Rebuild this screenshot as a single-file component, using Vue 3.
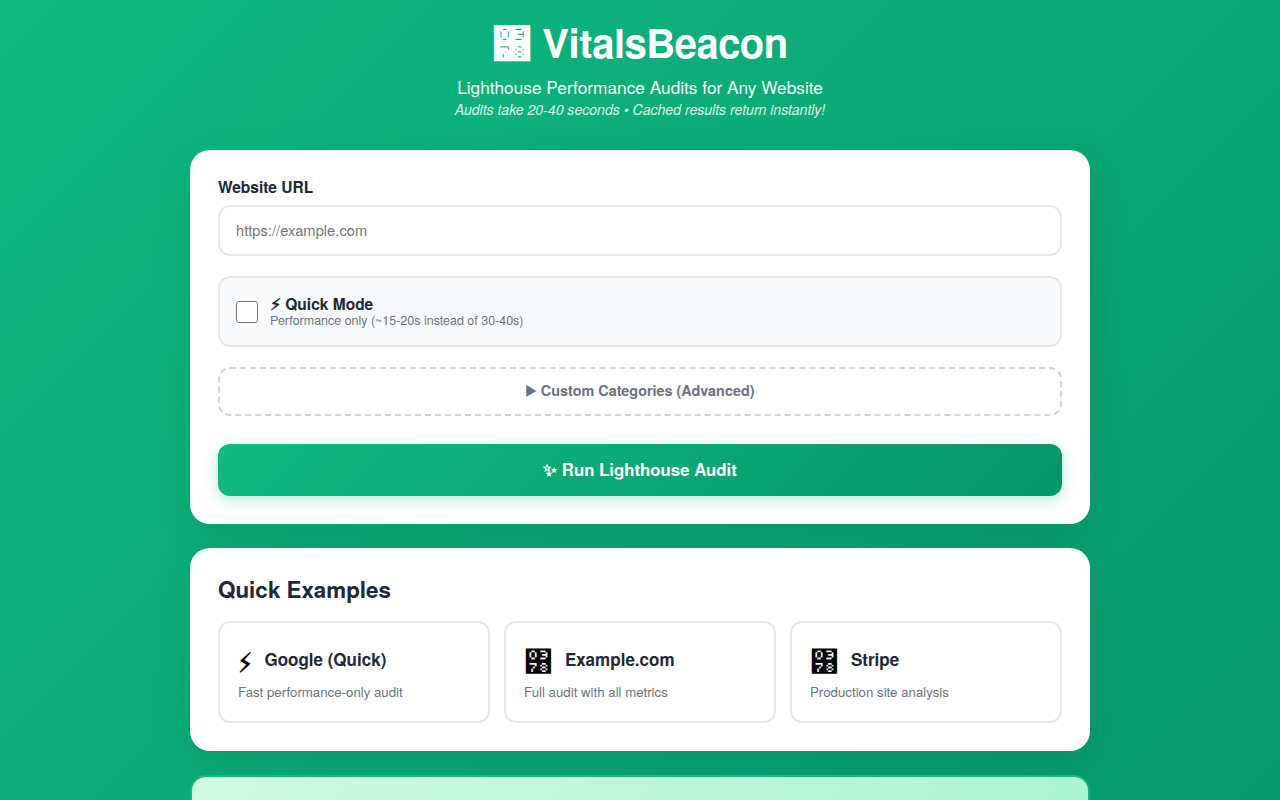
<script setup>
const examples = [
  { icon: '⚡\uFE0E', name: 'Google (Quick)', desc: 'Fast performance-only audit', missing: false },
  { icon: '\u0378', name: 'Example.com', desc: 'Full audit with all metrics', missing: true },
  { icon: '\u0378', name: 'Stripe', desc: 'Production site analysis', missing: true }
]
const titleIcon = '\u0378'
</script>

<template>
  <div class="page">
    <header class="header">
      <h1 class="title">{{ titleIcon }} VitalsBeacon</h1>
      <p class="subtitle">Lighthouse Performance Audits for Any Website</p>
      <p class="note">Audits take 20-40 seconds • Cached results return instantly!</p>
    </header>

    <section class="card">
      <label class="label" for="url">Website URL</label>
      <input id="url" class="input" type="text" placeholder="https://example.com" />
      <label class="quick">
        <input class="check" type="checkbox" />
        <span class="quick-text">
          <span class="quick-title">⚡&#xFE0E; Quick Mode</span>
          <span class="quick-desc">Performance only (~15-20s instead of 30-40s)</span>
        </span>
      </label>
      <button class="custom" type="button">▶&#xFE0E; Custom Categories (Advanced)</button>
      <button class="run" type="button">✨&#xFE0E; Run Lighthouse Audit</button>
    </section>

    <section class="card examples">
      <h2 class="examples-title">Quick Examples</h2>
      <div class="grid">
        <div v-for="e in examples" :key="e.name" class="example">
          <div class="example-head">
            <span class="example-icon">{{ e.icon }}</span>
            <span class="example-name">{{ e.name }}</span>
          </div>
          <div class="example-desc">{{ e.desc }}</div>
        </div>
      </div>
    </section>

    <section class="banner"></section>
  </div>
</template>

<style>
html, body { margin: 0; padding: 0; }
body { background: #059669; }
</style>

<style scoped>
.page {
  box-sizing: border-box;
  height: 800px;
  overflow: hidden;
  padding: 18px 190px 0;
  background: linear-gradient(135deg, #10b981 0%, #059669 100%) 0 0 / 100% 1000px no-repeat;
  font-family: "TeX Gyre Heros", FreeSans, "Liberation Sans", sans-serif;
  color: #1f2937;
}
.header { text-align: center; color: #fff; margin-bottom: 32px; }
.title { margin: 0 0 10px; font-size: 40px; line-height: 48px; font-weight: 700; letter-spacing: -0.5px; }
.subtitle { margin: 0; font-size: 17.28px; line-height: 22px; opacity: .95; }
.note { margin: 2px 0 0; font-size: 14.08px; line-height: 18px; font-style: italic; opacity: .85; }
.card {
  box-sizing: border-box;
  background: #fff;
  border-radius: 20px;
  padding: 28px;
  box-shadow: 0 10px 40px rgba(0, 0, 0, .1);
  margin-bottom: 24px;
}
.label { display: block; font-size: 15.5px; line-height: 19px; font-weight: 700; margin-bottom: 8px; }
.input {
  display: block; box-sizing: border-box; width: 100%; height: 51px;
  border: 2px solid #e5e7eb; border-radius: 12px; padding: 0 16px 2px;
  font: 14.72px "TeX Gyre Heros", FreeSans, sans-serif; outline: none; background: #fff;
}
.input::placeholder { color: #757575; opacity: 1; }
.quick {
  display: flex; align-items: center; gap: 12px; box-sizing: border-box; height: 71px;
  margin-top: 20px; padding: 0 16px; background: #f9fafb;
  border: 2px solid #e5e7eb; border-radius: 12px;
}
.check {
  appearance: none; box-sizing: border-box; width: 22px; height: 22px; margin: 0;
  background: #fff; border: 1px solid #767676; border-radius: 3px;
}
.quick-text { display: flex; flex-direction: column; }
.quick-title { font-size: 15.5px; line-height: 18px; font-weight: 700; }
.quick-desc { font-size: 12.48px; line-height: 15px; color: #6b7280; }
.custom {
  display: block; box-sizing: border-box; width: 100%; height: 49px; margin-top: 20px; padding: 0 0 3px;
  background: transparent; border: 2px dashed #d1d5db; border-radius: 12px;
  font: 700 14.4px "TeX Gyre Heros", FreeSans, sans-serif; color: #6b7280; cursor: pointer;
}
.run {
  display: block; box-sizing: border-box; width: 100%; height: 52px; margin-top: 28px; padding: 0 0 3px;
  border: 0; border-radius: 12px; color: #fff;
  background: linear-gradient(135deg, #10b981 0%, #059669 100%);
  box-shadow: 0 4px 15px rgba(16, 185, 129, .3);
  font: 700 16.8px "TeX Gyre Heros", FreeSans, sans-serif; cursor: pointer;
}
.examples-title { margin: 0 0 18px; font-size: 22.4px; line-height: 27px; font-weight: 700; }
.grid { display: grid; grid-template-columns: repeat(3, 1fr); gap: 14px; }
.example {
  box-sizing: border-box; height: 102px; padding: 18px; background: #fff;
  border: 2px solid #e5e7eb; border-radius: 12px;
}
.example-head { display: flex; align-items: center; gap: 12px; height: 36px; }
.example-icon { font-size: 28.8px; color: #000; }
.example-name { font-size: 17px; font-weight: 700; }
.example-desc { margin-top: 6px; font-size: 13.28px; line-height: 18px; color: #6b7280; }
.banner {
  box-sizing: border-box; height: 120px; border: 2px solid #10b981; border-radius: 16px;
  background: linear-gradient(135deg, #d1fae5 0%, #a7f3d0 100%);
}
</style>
________________________
◆ EXERCISE INSTRUCTIONS ◆
Copy the listing exactly. Any image in it stays out of the copy.

◆ OUTPUT FOR THIS TASK ◆
Rebuild this screenshot as a single-file component, using Vue 3.
<script setup>
const examples = [
  { icon: '⚡\uFE0E', name: 'Google (Quick)', desc: 'Fast performance-only audit', missing: false },
  { icon: '\u0378', name: 'Example.com', desc: 'Full audit with all metrics', missing: true },
  { icon: '\u0378', name: 'Stripe', desc: 'Production site analysis', missing: true }
]
const titleIcon = '\u0378'
</script>

<template>
  <div class="page">
    <header class="header">
      <h1 class="title">{{ titleIcon }} VitalsBeacon</h1>
      <p class="subtitle">Lighthouse Performance Audits for Any Website</p>
      <p class="note">Audits take 20-40 seconds • Cached results return instantly!</p>
    </header>

    <section class="card">
      <label class="label" for="url">Website URL</label>
      <input id="url" class="input" type="text" placeholder="https://example.com" />
      <label class="quick">
        <input class="check" type="checkbox" />
        <span class="quick-text">
          <span class="quick-title">⚡&#xFE0E; Quick Mode</span>
          <span class="quick-desc">Performance only (~15-20s instead of 30-40s)</span>
        </span>
      </label>
      <button class="custom" type="button">▶&#xFE0E; Custom Categories (Advanced)</button>
      <button class="run" type="button">✨&#xFE0E; Run Lighthouse Audit</button>
    </section>

    <section class="card examples">
      <h2 class="examples-title">Quick Examples</h2>
      <div class="grid">
        <div v-for="e in examples" :key="e.name" class="example">
          <div class="example-head">
            <span class="example-icon">{{ e.icon }}</span>
            <span class="example-name">{{ e.name }}</span>
          </div>
          <div class="example-desc">{{ e.desc }}</div>
        </div>
      </div>
    </section>

    <section class="banner"></section>
  </div>
</template>

<style>
html, body { margin: 0; padding: 0; }
body { background: #059669; }
</style>

<style scoped>
.page {
  box-sizing: border-box;
  height: 800px;
  overflow: hidden;
  padding: 18px 190px 0;
  background: linear-gradient(135deg, #10b981 0%, #059669 100%) 0 0 / 100% 1000px no-repeat;
  font-family: "TeX Gyre Heros", FreeSans, "Liberation Sans", sans-serif;
  color: #1f2937;
}
.header { text-align: center; color: #fff; margin-bottom: 32px; }
.title { margin: 0 0 10px; font-size: 40px; line-height: 48px; font-weight: 700; letter-spacing: -0.5px; }
.subtitle { margin: 0; font-size: 17.28px; line-height: 22px; opacity: .95; }
.note { margin: 2px 0 0; font-size: 14.08px; line-height: 18px; font-style: italic; opacity: .85; }
.card {
  box-sizing: border-box;
  background: #fff;
  border-radius: 20px;
  padding: 28px;
  box-shadow: 0 10px 40px rgba(0, 0, 0, .1);
  margin-bottom: 24px;
}
.label { display: block; font-size: 15.5px; line-height: 19px; font-weight: 700; margin-bottom: 8px; }
.input {
  display: block; box-sizing: border-box; width: 100%; height: 51px;
  border: 2px solid #e5e7eb; border-radius: 12px; padding: 0 16px 2px;
  font: 14.72px "TeX Gyre Heros", FreeSans, sans-serif; outline: none; background: #fff;
}
.input::placeholder { color: #757575; opacity: 1; }
.quick {
  display: flex; align-items: center; gap: 12px; box-sizing: border-box; height: 71px;
  margin-top: 20px; padding: 0 16px; background: #f9fafb;
  border: 2px solid #e5e7eb; border-radius: 12px;
}
.check {
  appearance: none; box-sizing: border-box; width: 22px; height: 22px; margin: 0;
  background: #fff; border: 1px solid #767676; border-radius: 3px;
}
.quick-text { display: flex; flex-direction: column; }
.quick-title { font-size: 15.5px; line-height: 18px; font-weight: 700; }
.quick-desc { font-size: 12.48px; line-height: 15px; color: #6b7280; }
.custom {
  display: block; box-sizing: border-box; width: 100%; height: 49px; margin-top: 20px; padding: 0 0 3px;
  background: transparent; border: 2px dashed #d1d5db; border-radius: 12px;
  font: 700 14.4px "TeX Gyre Heros", FreeSans, sans-serif; color: #6b7280; cursor: pointer;
}
.run {
  display: block; box-sizing: border-box; width: 100%; height: 52px; margin-top: 28px; padding: 0 0 3px;
  border: 0; border-radius: 12px; color: #fff;
  background: linear-gradient(135deg, #10b981 0%, #059669 100%);
  box-shadow: 0 4px 15px rgba(16, 185, 129, .3);
  font: 700 16.8px "TeX Gyre Heros", FreeSans, sans-serif; cursor: pointer;
}
.examples-title { margin: 0 0 18px; font-size: 22.4px; line-height: 27px; font-weight: 700; }
.grid { display: grid; grid-template-columns: repeat(3, 1fr); gap: 14px; }
.example {
  box-sizing: border-box; height: 102px; padding: 18px; background: #fff;
  border: 2px solid #e5e7eb; border-radius: 12px;
}
.example-head { display: flex; align-items: center; gap: 12px; height: 36px; }
.example-icon { font-size: 28.8px; color: #000; }
.example-name { font-size: 17px; font-weight: 700; }
.example-desc { margin-top: 6px; font-size: 13.28px; line-height: 18px; color: #6b7280; }
.banner {
  box-sizing: border-box; height: 120px; border: 2px solid #10b981; border-radius: 16px;
  background: linear-gradient(135deg, #d1fae5 0%, #a7f3d0 100%);
}
</style>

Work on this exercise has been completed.